Large transmission projects include include the $2.3 billion Grain Belt Express and Plains and Eastern Clean Line projects. The Grain Belt Express line would run 780 miles from Kansas in the Southwest Power Pool (SPP) market to Indiana, serving customers in the Midcontinent Independent System Operator (MISO) and PJM markets. The 700-mile Plains and Eastern line would deliver renewable energy from the Oklahoma Panhandle to Southeast markets at an estimated cost of $2.5 billion.

The transmission tax credits set out in the Build Back Better Act would open up additional opportunities but long lead times for planning and permitting of high-voltage lines would limit the number of projects that qualify in the near term, ACEG noted in its report.

Cooperation from state authorities will also be crucial. In parallel, federal authorities are looking to speed up the development of transmission lines on federal lands.

Transmission boom

Passed by Congress in November, Biden's Bipartisan Infrastructure Law authorises spending on road, rail, broadband, water and electricity networks in the largest upgrade of US infrastructure in a generation.

The bill designates $65 billion of investments in the power grid to accommodate rising renewable energy capacity and demonstration cleantech projects. Funding will be provided for thousands of miles of new transmission lines and a new Grid Deployment Authority within the DOE that will fast-track transmission build along roads and railways.

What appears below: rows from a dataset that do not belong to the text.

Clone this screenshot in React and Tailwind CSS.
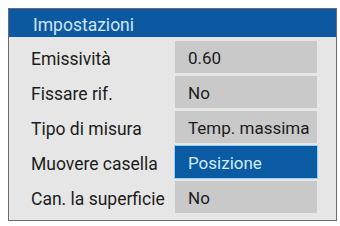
import React from 'react';

const rows = [
    { label: 'Emissività', value: '0.60' },
    { label: 'Fissare rif.', value: 'No' },
    { label: 'Tipo di misura', value: 'Temp. massima' },
    { label: 'Muovere casella', value: 'Posizione', active: true },
    { label: 'Can. la superficie', value: 'No' },
];

const App = () => {
    return (
        <div className="w-[340px] h-[226px] bg-white p-2 font-['Roboto',sans-serif]">
            <div className="w-[329px] h-[213px] border border-[#6b6b6b] bg-[#e6e6e6] flex flex-col">
                {/* Header */}
                <div className="h-[29px] bg-[#0d59a1] flex items-center pl-[24px] pt-[5px] text-[17.5px] text-[#cfe6fa] border-b border-[#e2e8ee]">
                    Impostazioni
                </div>

                {/* Rows */}
                <div className="flex flex-col gap-[3px] pt-[3px]">
                    {rows.map((row) => (
                        <div key={row.label} className="flex items-center h-[32px]">
                            <div className="w-[166px] pl-[22px] pt-[4px] text-[17.5px] text-[#1c1c1c] whitespace-nowrap">
                                {row.label}
                            </div>
                            <div
                                className={
                                    row.active
                                        ? 'w-[142px] h-full flex items-center pl-[13px] pt-[4px] text-[17px] whitespace-nowrap bg-[#0b5ba4] text-[#d4ecfb] shadow-[0_0_0_1px_#8fd0f5]'
                                        : 'w-[142px] h-full flex items-center pl-[13px] pt-[4px] text-[17px] whitespace-nowrap bg-[#c9c9c9] text-[#1c1c1c]'
                                }
                            >
                                {row.value}
                            </div>
                        </div>
                    ))}
                </div>
            </div>
        </div>
    );
};

export default App;
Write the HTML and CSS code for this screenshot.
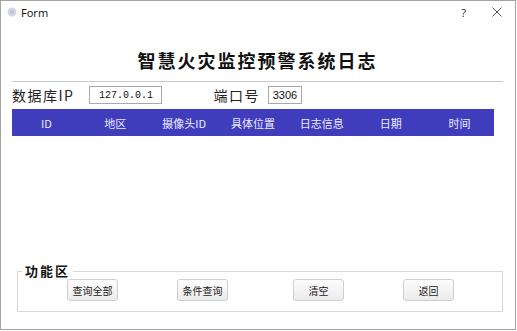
FILE: index.html
```html
<!DOCTYPE html>
<html lang="zh-CN">
<head>
    <meta charset="UTF-8">
    <title>Form</title>
    <link rel="stylesheet" href="styles.css">
</head>
<body>

<div class="window">
    <div class="titlebar">
        <svg class="app-icon" width="10" height="10" viewBox="0 0 10 10">
            <circle cx="5" cy="5" r="4.5" fill="#c9d9ec"/>
            <circle cx="5" cy="5" r="2.2" fill="#e3b7c4"/>
        </svg>
        <span class="caption">Form</span>
        <span class="help">?</span>
        <svg class="close" width="10" height="10" viewBox="0 0 10 10">
            <path d="M0.5 0.5 L9.5 9.5 M9.5 0.5 L0.5 9.5" stroke="#555" stroke-width="1"/>
        </svg>
    </div>

    <div class="content">
        <h1 class="title">智慧火灾监控预警系统日志</h1>
        <div class="rule"></div>

        <div class="conn-row">
            <label class="field-label" for="ip">数据库IP</label>
            <input class="ip-input" id="ip" type="text" value="127.0.0.1">
            <label class="field-label port-label" for="port">端口号</label>
            <input class="port-input" id="port" type="text" value="3306">
        </div>

        <div class="log-table">
            <div class="log-head">
                <span>ID</span>
                <span>地区</span>
                <span>摄像头ID</span>
                <span>具体位置</span>
                <span>日志信息</span>
                <span>日期</span>
                <span>时间</span>
            </div>
            <div class="log-body"></div>
        </div>

        <fieldset class="actions">
            <legend>功能区</legend>
            <div class="btn-row">
                <button>查询全部</button>
                <button>条件查询</button>
                <button class="btn-wide">清空</button>
                <button>返回</button>
            </div>
        </fieldset>
    </div>
</div>

</body>
</html>
```

FILE: styles.css
```css
body {
    margin: 0;
    padding: 0;
    background: #ffffff;
    font-family: "Noto Sans CJK SC", "Noto Sans", sans-serif;
}

.window {
    width: 516px;
    height: 330px;
    box-sizing: border-box;
    border: 1px solid #a3a3a3;
    background: #ffffff;
    display: flex;
    flex-direction: column;
}

.titlebar {
    height: 22px;
    display: flex;
    align-items: center;
    padding-left: 6px;
    font-family: "Noto Sans", sans-serif;
    font-size: 11px;
    color: #1a1a1a;
}

.app-icon {
    margin-right: 4px;
}

.caption {
    flex: 1;
}

.help {
    font-size: 11px;
    color: #333;
    margin-right: 26px;
}

.close {
    margin-right: 13px;
}

.content {
    flex: 1;
    display: flex;
    flex-direction: column;
    padding: 0 12px 0 11px;
}

.title {
    margin: 24px 0 0 0;
    text-align: center;
    font-size: 18px;
    line-height: 26px;
    font-weight: bold;
    letter-spacing: 2px;
    color: #111;
}

.rule {
    margin-top: 8px;
    height: 1px;
    background: #c8c8c8;
}

.conn-row {
    margin-top: 4px;
    height: 18px;
    display: flex;
    align-items: center;
}

.field-label {
    font-size: 14px;
    letter-spacing: 1.5px;
    color: #222;
    line-height: 18px;
}

.ip-input,
.port-input {
    height: 18px;
    box-sizing: border-box;
    border: 1px solid #a8a8a8;
    padding: 0;
    text-align: center;
    color: #111;
    background: #fff;
}

.ip-input {
    width: 73px;
    margin-left: 15px;
    font-family: "Liberation Mono", monospace;
    font-size: 10px;
}

.port-label {
    margin-left: 51px;
}

.port-input {
    width: 34px;
    margin-left: 8px;
    font-family: "Liberation Sans", sans-serif;
    font-size: 11px;
}

.log-table {
    margin-top: 5px;
    margin-right: 9px;
    height: 154px;
    display: flex;
    flex-direction: column;
}

.log-head {
    height: 27px;
    background: #403dbc;
    display: grid;
    grid-template-columns: repeat(7, 1fr);
    align-items: center;
    text-align: center;
    color: #ecebff;
    font-size: 11px;
}

.log-body {
    flex: 1;
    background: #ffffff;
}

.actions {
    margin: 0 0 0 5px;
    padding: 0 0 10px 0;
    border: 1px solid #d8d8d8;
    min-inline-size: 0;
}

.actions legend {
    margin-left: 4px;
    padding: 0 3px;
    font-size: 13px;
    line-height: 16px;
    font-weight: bold;
    letter-spacing: 2px;
    color: #111;
}

.btn-row {
    display: flex;
    gap: 59px;
    padding-left: 49px;
}

.btn-row button {
    width: 51px;
    height: 22px;
    padding: 0;
    border: 1px solid #cfcfcf;
    border-radius: 3px;
    background: linear-gradient(#fdfdfd, #ebebeb);
    font-family: "Noto Sans CJK SC", sans-serif;
    font-size: 10px;
    color: #222;
}

.btn-row .btn-wide {
    margin-left: 6px;
}
```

Spending will also be allocated to advanced transmission solutions and smart grids as well as demonstration nuclear reactor, carbon capture and green hydrogen plants.

Biden's larger $1.75 trillion Build Back Better Act was approved by the House of Representatives in November but stalled in the Senate after West Virginia Democratic Senator Joe Manchin refused to back the plan.

If approved, the bill would significantly boost wind and solar development, requiring eye-watering levels of grid investments.

The US will need to spend $504 billion on transmission assets to decarbonise the power sector by 2035, according to American Action Forum, a center-right policy institute. Wood Mackenzie has estimated the cost at around $700 billion.